■ TASK OBJECTIVE:
The line holding "h-screen flex-col overflow-hidden" is the last one to output; start at the first line of the data, keep every line in between exactly, and leave out pictures.

■ DATA SECTION:
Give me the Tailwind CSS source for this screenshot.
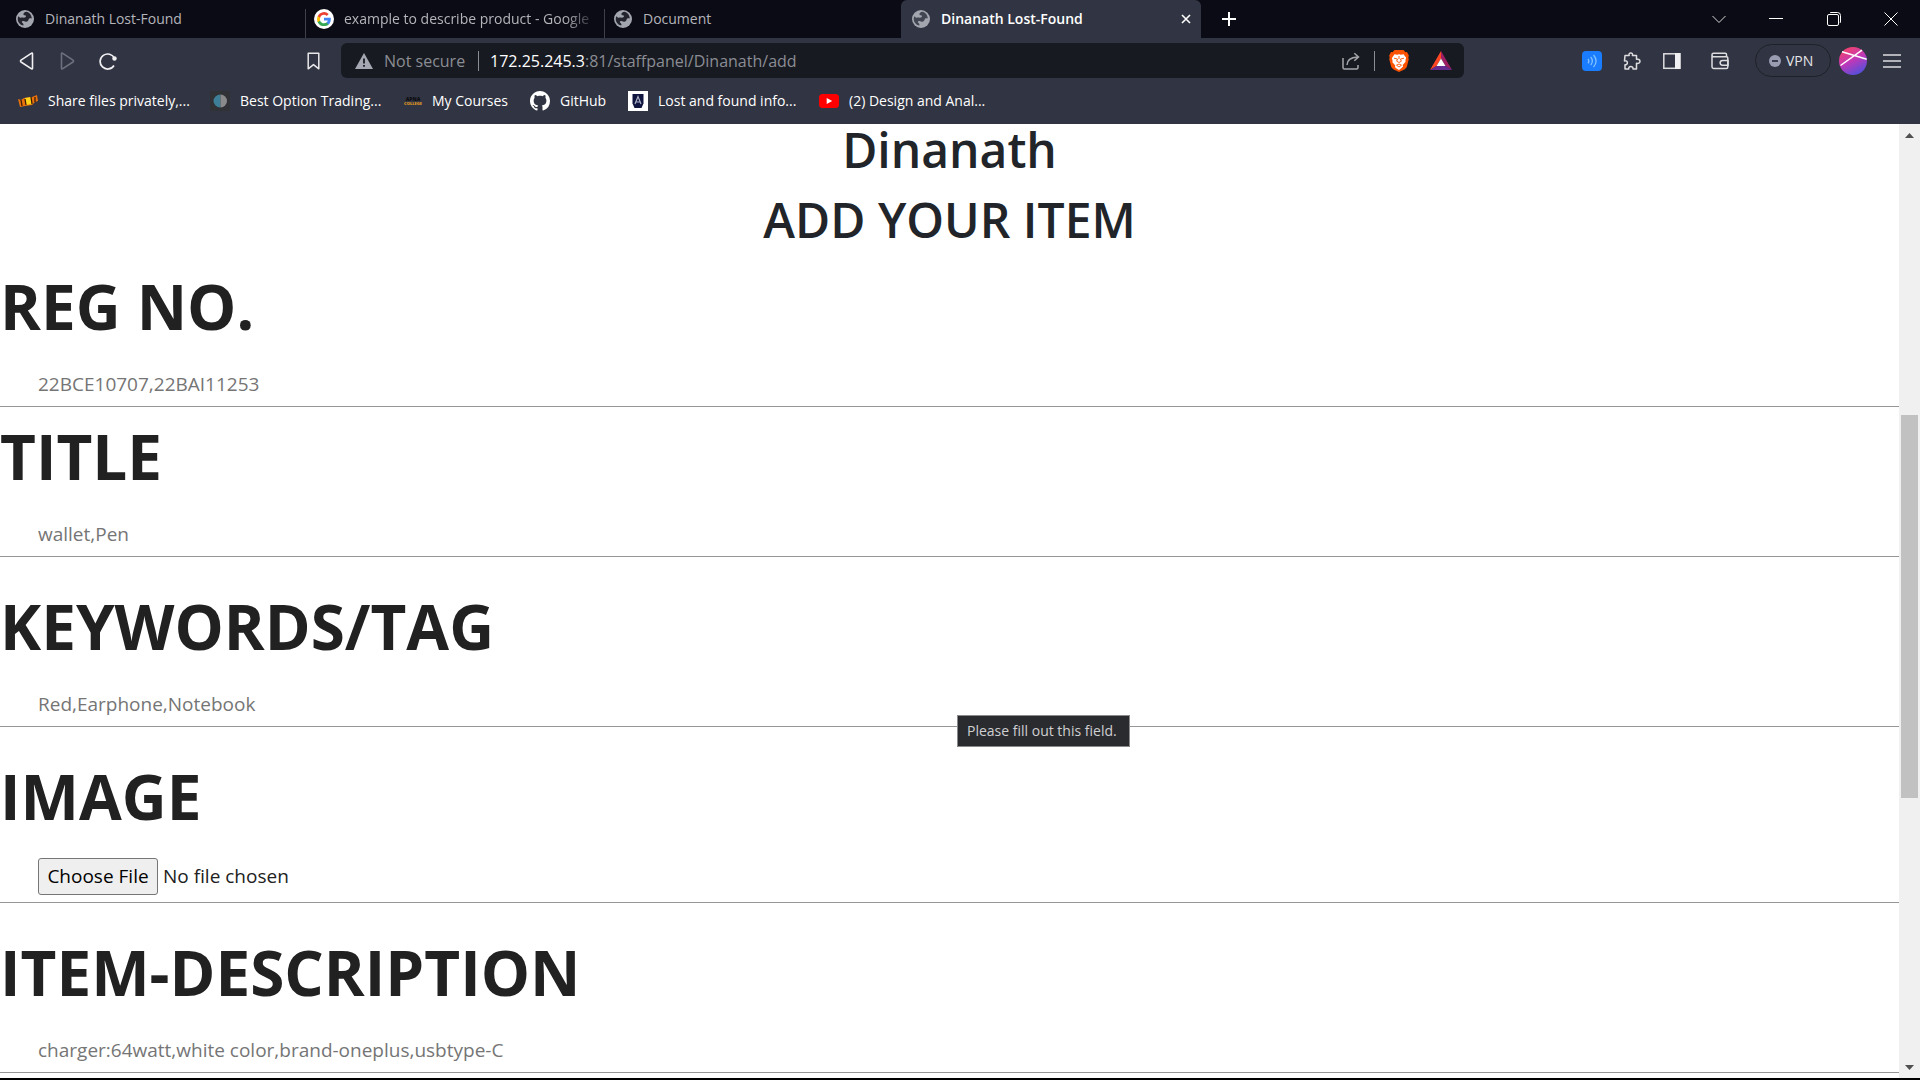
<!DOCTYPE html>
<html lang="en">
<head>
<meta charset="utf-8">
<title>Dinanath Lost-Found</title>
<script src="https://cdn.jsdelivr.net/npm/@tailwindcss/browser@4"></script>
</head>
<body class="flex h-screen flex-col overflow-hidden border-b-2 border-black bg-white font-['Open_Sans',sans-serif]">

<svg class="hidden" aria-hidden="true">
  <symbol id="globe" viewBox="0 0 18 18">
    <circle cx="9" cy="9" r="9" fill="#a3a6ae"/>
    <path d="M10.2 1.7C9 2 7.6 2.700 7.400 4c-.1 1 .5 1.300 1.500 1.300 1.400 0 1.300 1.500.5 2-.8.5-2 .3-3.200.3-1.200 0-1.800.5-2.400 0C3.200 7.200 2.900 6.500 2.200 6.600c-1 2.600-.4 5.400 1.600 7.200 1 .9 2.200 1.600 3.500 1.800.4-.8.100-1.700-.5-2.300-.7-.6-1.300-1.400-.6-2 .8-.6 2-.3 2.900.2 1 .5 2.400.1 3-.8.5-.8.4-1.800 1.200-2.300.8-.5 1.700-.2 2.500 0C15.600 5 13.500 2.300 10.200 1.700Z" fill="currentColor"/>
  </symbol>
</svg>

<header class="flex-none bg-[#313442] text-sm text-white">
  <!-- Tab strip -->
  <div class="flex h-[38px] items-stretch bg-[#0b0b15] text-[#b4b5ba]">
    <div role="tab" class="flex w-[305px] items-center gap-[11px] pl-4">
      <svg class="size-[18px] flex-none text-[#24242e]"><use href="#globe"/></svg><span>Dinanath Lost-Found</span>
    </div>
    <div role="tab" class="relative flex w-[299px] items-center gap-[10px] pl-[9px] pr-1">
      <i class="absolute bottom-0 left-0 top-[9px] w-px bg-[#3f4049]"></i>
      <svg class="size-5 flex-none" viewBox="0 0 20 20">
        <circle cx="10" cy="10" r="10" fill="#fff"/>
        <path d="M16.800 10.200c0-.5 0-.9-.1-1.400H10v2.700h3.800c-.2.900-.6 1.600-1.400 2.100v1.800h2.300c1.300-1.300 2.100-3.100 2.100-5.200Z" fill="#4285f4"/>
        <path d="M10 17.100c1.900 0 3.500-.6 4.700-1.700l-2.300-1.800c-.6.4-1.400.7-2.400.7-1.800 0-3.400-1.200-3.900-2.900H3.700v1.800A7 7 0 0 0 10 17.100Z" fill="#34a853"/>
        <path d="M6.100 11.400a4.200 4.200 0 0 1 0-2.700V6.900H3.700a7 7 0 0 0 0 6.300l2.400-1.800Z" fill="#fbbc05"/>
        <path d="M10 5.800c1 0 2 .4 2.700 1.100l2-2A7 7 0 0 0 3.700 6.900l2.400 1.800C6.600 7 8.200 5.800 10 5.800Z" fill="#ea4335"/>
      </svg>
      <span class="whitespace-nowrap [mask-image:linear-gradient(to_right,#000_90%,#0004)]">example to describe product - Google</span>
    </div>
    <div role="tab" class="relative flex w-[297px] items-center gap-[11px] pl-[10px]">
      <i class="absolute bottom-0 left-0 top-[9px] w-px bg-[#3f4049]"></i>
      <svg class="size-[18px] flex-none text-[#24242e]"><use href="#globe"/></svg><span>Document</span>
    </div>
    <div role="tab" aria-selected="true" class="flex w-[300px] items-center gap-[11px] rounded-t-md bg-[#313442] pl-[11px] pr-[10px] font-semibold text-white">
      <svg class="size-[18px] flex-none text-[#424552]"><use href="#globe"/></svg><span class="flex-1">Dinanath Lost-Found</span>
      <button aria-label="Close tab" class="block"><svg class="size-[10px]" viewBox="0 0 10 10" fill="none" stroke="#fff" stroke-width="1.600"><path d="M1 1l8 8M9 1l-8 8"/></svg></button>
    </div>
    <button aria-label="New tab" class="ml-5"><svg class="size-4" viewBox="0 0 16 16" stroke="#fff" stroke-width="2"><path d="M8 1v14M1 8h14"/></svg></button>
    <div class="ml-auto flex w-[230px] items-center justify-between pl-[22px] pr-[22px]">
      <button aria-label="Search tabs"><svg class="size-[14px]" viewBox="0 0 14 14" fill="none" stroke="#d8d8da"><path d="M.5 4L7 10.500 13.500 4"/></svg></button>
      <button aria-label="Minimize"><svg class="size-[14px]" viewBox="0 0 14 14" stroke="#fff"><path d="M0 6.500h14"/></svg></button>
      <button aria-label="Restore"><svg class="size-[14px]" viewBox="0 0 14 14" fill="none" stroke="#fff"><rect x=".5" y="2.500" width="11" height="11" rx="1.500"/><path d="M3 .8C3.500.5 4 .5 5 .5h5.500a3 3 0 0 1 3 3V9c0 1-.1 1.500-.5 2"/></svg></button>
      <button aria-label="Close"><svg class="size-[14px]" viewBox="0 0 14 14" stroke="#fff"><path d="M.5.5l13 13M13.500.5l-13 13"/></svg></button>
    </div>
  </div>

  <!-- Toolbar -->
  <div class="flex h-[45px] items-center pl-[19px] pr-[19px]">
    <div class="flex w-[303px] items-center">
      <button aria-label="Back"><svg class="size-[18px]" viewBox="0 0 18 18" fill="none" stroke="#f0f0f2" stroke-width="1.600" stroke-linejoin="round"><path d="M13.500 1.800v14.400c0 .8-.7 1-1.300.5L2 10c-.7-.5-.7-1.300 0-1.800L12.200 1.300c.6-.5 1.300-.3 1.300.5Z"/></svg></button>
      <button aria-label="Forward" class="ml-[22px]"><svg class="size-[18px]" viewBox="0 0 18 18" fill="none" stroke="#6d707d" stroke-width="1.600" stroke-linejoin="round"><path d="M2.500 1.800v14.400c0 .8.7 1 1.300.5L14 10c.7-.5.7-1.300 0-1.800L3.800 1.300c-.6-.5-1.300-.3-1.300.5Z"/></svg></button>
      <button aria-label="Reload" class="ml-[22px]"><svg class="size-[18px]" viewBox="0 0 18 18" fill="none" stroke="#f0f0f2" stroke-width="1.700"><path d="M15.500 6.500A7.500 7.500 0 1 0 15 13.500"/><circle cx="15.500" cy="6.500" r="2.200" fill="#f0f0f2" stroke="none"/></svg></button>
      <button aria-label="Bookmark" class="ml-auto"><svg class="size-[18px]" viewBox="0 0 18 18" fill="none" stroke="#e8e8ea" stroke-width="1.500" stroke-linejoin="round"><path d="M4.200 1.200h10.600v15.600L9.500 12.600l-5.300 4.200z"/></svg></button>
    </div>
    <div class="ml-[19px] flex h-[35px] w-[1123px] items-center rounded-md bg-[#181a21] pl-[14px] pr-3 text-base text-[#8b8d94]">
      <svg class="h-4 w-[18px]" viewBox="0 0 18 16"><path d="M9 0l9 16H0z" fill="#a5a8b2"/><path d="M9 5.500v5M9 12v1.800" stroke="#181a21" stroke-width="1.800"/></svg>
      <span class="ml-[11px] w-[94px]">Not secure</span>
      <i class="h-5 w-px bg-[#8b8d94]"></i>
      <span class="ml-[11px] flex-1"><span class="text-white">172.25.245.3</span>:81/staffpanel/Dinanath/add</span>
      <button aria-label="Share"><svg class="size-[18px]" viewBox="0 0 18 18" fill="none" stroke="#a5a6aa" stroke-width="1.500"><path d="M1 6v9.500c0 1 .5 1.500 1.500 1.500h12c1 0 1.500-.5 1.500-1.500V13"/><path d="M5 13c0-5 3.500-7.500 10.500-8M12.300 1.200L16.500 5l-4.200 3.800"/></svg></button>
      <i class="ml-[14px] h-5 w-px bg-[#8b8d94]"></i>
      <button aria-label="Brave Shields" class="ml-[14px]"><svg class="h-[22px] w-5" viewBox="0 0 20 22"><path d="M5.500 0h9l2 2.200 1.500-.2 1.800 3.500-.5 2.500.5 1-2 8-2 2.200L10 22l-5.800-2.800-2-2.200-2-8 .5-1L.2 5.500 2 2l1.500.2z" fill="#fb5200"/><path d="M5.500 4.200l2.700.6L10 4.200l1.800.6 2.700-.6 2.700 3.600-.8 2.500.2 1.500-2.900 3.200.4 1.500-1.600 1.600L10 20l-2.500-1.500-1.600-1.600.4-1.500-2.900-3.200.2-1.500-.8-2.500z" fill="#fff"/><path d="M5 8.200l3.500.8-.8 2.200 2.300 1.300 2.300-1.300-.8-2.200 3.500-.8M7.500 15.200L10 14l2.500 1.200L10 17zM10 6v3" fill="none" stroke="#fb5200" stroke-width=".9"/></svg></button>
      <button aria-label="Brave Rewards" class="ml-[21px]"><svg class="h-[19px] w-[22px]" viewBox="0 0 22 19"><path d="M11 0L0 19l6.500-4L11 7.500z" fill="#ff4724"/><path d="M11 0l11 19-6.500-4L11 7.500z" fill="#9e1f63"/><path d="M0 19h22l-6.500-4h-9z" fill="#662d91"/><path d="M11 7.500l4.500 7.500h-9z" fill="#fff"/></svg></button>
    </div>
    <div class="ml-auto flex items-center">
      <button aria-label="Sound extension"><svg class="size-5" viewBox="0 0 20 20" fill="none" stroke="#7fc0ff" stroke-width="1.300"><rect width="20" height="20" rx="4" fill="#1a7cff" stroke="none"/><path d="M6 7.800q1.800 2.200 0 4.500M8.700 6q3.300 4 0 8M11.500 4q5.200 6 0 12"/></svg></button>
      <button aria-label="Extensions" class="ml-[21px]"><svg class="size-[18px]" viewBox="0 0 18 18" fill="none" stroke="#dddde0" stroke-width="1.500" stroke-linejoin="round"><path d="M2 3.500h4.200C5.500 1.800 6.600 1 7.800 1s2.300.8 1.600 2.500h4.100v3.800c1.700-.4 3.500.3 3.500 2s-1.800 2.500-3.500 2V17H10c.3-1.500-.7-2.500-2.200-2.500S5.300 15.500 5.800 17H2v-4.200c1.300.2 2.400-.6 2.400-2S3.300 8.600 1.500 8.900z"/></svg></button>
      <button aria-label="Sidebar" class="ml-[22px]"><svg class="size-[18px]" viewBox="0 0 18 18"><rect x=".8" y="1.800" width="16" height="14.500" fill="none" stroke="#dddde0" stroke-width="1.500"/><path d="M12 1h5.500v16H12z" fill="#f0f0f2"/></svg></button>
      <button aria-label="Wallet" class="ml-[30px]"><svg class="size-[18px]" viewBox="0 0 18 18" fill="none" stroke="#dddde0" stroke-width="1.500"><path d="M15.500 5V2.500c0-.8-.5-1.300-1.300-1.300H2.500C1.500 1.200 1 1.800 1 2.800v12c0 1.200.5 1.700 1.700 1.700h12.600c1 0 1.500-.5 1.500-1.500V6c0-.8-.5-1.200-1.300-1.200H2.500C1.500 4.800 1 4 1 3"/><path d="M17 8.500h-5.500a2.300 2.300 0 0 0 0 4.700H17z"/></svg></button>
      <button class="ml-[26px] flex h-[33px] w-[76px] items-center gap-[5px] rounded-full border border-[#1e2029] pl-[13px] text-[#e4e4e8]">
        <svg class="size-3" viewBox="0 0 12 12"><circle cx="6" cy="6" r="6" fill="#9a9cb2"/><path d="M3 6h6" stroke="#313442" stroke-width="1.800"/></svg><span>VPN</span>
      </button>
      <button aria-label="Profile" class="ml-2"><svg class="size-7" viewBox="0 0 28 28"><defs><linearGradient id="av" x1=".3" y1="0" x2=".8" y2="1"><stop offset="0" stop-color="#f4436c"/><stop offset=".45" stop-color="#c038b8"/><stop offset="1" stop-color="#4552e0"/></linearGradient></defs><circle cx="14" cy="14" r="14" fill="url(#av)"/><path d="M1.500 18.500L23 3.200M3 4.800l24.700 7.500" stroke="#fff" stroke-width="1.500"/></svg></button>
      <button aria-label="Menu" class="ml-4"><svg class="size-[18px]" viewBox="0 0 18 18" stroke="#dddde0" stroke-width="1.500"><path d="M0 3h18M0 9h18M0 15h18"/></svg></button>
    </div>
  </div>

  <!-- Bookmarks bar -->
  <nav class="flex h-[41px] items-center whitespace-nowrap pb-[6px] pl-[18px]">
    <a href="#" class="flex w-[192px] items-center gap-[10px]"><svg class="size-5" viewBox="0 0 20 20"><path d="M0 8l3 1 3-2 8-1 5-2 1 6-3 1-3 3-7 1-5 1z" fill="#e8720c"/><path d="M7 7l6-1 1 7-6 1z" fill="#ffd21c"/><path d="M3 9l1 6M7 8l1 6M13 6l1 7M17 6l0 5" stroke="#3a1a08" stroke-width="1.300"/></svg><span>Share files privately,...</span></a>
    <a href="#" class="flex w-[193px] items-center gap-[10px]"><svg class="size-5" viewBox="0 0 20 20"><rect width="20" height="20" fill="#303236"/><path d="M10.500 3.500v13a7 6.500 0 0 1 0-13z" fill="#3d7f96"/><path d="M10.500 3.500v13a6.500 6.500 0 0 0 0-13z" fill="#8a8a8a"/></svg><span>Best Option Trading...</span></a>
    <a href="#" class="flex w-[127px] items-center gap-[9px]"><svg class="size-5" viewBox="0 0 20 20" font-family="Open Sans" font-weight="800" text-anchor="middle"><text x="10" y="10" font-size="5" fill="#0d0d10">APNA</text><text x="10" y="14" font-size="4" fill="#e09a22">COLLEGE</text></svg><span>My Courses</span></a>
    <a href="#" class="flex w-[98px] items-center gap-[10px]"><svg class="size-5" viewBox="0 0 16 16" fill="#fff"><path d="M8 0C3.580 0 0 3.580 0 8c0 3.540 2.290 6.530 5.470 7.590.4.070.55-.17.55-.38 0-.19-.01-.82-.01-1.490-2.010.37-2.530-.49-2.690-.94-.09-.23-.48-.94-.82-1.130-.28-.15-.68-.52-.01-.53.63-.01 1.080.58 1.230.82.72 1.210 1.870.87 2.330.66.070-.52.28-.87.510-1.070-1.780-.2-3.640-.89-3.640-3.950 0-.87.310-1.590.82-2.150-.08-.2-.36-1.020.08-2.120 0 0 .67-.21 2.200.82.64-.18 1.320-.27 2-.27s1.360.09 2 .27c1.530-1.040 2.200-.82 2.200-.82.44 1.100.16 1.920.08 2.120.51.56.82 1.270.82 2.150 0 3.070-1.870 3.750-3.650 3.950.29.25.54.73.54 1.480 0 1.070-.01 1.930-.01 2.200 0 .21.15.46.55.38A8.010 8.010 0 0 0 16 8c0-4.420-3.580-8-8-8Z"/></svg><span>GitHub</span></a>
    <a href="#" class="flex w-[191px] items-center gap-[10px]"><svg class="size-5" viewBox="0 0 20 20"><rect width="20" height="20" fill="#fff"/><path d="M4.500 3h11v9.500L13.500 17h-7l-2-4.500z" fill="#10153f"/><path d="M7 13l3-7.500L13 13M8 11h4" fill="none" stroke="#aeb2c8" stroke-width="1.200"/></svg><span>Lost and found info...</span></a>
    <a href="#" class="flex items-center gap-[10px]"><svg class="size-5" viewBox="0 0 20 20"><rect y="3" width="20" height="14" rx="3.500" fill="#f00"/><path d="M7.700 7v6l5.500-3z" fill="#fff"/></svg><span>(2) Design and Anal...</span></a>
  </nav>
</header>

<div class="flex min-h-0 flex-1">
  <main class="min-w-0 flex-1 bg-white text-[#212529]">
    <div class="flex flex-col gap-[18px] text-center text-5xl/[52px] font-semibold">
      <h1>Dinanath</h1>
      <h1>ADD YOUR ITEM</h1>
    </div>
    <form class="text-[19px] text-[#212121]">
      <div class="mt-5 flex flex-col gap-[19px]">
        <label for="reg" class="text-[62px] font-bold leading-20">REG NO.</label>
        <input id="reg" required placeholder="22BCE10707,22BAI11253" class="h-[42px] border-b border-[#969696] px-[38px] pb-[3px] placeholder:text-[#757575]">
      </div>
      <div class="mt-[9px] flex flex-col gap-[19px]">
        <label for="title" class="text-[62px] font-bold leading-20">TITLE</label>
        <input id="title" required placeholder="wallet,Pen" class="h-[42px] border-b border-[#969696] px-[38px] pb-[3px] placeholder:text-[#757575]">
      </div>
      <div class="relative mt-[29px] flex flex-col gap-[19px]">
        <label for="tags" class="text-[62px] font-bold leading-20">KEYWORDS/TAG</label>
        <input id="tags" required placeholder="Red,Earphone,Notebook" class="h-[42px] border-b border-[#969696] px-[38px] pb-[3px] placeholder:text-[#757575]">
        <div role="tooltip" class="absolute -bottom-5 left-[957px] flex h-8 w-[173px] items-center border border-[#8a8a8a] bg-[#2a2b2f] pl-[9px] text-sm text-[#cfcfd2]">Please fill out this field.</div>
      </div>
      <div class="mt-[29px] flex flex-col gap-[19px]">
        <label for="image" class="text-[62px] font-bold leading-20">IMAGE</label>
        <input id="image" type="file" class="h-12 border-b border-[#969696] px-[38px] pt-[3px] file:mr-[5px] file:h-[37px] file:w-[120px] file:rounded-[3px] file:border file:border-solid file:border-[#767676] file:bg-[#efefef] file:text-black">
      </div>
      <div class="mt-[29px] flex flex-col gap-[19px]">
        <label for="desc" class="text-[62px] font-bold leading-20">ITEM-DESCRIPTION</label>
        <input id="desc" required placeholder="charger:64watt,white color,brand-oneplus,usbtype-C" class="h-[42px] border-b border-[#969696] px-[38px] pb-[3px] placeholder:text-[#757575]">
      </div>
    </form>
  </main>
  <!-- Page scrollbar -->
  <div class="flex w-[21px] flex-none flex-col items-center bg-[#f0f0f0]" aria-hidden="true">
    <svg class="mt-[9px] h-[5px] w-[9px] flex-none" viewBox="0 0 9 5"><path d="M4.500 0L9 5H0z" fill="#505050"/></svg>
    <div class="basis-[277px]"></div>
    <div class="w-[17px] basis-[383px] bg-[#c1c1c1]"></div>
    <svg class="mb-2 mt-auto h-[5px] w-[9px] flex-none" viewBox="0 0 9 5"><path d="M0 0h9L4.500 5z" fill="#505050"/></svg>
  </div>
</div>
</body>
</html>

■ RESPONSE TO THIS EXERCISE:
Give me the Tailwind CSS source for this screenshot.
<!DOCTYPE html>
<html lang="en">
<head>
<meta charset="utf-8">
<title>Dinanath Lost-Found</title>
<script src="https://cdn.jsdelivr.net/npm/@tailwindcss/browser@4"></script>
</head>
<body class="flex h-screen flex-col overflow-hidden border-b-2 border-black bg-white font-['Open_Sans',sans-serif]">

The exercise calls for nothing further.